▶ _Stated exercise_: Once the pictures are set aside, transcribe the remaining data exactly.

* * *

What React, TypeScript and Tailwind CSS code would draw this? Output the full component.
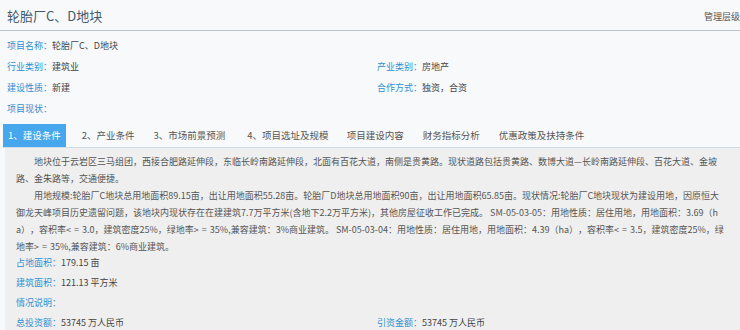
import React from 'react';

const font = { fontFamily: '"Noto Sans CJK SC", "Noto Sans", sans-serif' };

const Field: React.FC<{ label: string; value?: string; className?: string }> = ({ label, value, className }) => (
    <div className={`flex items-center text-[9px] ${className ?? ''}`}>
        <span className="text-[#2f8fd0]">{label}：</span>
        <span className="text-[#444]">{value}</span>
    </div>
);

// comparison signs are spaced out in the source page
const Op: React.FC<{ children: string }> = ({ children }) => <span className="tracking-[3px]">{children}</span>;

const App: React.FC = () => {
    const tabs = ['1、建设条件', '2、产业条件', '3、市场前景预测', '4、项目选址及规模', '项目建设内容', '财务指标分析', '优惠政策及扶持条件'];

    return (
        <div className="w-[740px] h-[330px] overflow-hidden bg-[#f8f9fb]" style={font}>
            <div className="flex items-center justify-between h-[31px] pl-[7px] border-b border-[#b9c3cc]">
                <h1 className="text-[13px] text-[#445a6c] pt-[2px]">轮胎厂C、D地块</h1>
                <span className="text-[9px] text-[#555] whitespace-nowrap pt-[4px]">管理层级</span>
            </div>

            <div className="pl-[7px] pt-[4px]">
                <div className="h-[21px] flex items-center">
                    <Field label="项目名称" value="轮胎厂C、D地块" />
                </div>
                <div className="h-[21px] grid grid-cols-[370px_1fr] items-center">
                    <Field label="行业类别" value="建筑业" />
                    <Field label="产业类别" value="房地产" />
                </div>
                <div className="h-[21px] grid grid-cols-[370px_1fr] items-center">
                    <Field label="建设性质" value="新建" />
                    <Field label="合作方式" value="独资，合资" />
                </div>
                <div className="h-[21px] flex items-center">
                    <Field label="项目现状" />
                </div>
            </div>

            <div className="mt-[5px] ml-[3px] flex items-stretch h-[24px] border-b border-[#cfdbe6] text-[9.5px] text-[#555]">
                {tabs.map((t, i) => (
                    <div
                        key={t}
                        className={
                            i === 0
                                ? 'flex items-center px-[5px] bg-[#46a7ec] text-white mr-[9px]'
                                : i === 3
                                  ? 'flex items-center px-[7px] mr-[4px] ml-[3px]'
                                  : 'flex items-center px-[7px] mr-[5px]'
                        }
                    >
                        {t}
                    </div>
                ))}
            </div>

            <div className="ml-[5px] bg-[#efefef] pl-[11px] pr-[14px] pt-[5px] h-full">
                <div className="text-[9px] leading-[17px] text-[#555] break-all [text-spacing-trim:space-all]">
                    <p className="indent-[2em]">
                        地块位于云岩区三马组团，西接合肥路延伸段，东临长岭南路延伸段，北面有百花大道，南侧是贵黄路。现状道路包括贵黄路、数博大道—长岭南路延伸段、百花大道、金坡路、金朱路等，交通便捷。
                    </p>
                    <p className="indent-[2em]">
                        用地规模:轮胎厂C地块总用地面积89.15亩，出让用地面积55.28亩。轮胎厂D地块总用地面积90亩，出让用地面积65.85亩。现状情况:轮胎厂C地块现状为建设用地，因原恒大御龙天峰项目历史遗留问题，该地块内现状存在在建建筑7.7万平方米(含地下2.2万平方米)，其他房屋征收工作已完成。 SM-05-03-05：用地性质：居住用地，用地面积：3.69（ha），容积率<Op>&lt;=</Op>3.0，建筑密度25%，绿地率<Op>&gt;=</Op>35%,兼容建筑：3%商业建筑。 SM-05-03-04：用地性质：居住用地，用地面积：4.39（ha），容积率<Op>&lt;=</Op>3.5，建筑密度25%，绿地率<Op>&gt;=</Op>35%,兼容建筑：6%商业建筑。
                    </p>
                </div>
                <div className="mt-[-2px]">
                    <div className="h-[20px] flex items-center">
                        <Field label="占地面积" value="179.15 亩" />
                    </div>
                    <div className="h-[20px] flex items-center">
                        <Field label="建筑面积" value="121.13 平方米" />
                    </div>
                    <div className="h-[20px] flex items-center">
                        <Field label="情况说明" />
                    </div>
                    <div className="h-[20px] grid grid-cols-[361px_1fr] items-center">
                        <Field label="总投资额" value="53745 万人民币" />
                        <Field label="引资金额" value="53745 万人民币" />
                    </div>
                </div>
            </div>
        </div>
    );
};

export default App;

* * *

▶ _Task result_:
What React, TypeScript and Tailwind CSS code would draw this? Output the full component.
import React from 'react';

const font = { fontFamily: '"Noto Sans CJK SC", "Noto Sans", sans-serif' };

const Field: React.FC<{ label: string; value?: string; className?: string }> = ({ label, value, className }) => (
    <div className={`flex items-center text-[9px] ${className ?? ''}`}>
        <span className="text-[#2f8fd0]">{label}：</span>
        <span className="text-[#444]">{value}</span>
    </div>
);

// comparison signs are spaced out in the source page
const Op: React.FC<{ children: string }> = ({ children }) => <span className="tracking-[3px]">{children}</span>;

const App: React.FC = () => {
    const tabs = ['1、建设条件', '2、产业条件', '3、市场前景预测', '4、项目选址及规模', '项目建设内容', '财务指标分析', '优惠政策及扶持条件'];

    return (
        <div className="w-[740px] h-[330px] overflow-hidden bg-[#f8f9fb]" style={font}>
            <div className="flex items-center justify-between h-[31px] pl-[7px] border-b border-[#b9c3cc]">
                <h1 className="text-[13px] text-[#445a6c] pt-[2px]">轮胎厂C、D地块</h1>
                <span className="text-[9px] text-[#555] whitespace-nowrap pt-[4px]">管理层级</span>
            </div>

            <div className="pl-[7px] pt-[4px]">
                <div className="h-[21px] flex items-center">
                    <Field label="项目名称" value="轮胎厂C、D地块" />
                </div>
                <div className="h-[21px] grid grid-cols-[370px_1fr] items-center">
                    <Field label="行业类别" value="建筑业" />
                    <Field label="产业类别" value="房地产" />
                </div>
                <div className="h-[21px] grid grid-cols-[370px_1fr] items-center">
                    <Field label="建设性质" value="新建" />
                    <Field label="合作方式" value="独资，合资" />
                </div>
                <div className="h-[21px] flex items-center">
                    <Field label="项目现状" />
                </div>
            </div>

            <div className="mt-[5px] ml-[3px] flex items-stretch h-[24px] border-b border-[#cfdbe6] text-[9.5px] text-[#555]">
                {tabs.map((t, i) => (
                    <div
                        key={t}
                        className={
                            i === 0
                                ? 'flex items-center px-[5px] bg-[#46a7ec] text-white mr-[9px]'
                                : i === 3
                                  ? 'flex items-center px-[7px] mr-[4px] ml-[3px]'
                                  : 'flex items-center px-[7px] mr-[5px]'
                        }
                    >
                        {t}
                    </div>
                ))}
            </div>

            <div className="ml-[5px] bg-[#efefef] pl-[11px] pr-[14px] pt-[5px] h-full">
                <div className="text-[9px] leading-[17px] text-[#555] break-all [text-spacing-trim:space-all]">
                    <p className="indent-[2em]">
                        地块位于云岩区三马组团，西接合肥路延伸段，东临长岭南路延伸段，北面有百花大道，南侧是贵黄路。现状道路包括贵黄路、数博大道—长岭南路延伸段、百花大道、金坡路、金朱路等，交通便捷。
                    </p>
                    <p className="indent-[2em]">
                        用地规模:轮胎厂C地块总用地面积89.15亩，出让用地面积55.28亩。轮胎厂D地块总用地面积90亩，出让用地面积65.85亩。现状情况:轮胎厂C地块现状为建设用地，因原恒大御龙天峰项目历史遗留问题，该地块内现状存在在建建筑7.7万平方米(含地下2.2万平方米)，其他房屋征收工作已完成。 SM-05-03-05：用地性质：居住用地，用地面积：3.69（ha），容积率<Op>&lt;=</Op>3.0，建筑密度25%，绿地率<Op>&gt;=</Op>35%,兼容建筑：3%商业建筑。 SM-05-03-04：用地性质：居住用地，用地面积：4.39（ha），容积率<Op>&lt;=</Op>3.5，建筑密度25%，绿地率<Op>&gt;=</Op>35%,兼容建筑：6%商业建筑。
                    </p>
                </div>
                <div className="mt-[-2px]">
                    <div className="h-[20px] flex items-center">
                        <Field label="占地面积" value="179.15 亩" />
                    </div>
                    <div className="h-[20px] flex items-center">
                        <Field label="建筑面积" value="121.13 平方米" />
                    </div>
                    <div className="h-[20px] flex items-center">
                        <Field label="情况说明" />
                    </div>
                    <div className="h-[20px] grid grid-cols-[361px_1fr] items-center">
                        <Field label="总投资额" value="53745 万人民币" />
                        <Field label="引资金额" value="53745 万人民币" />
                    </div>
                </div>
            </div>
        </div>
    );
};

export default App;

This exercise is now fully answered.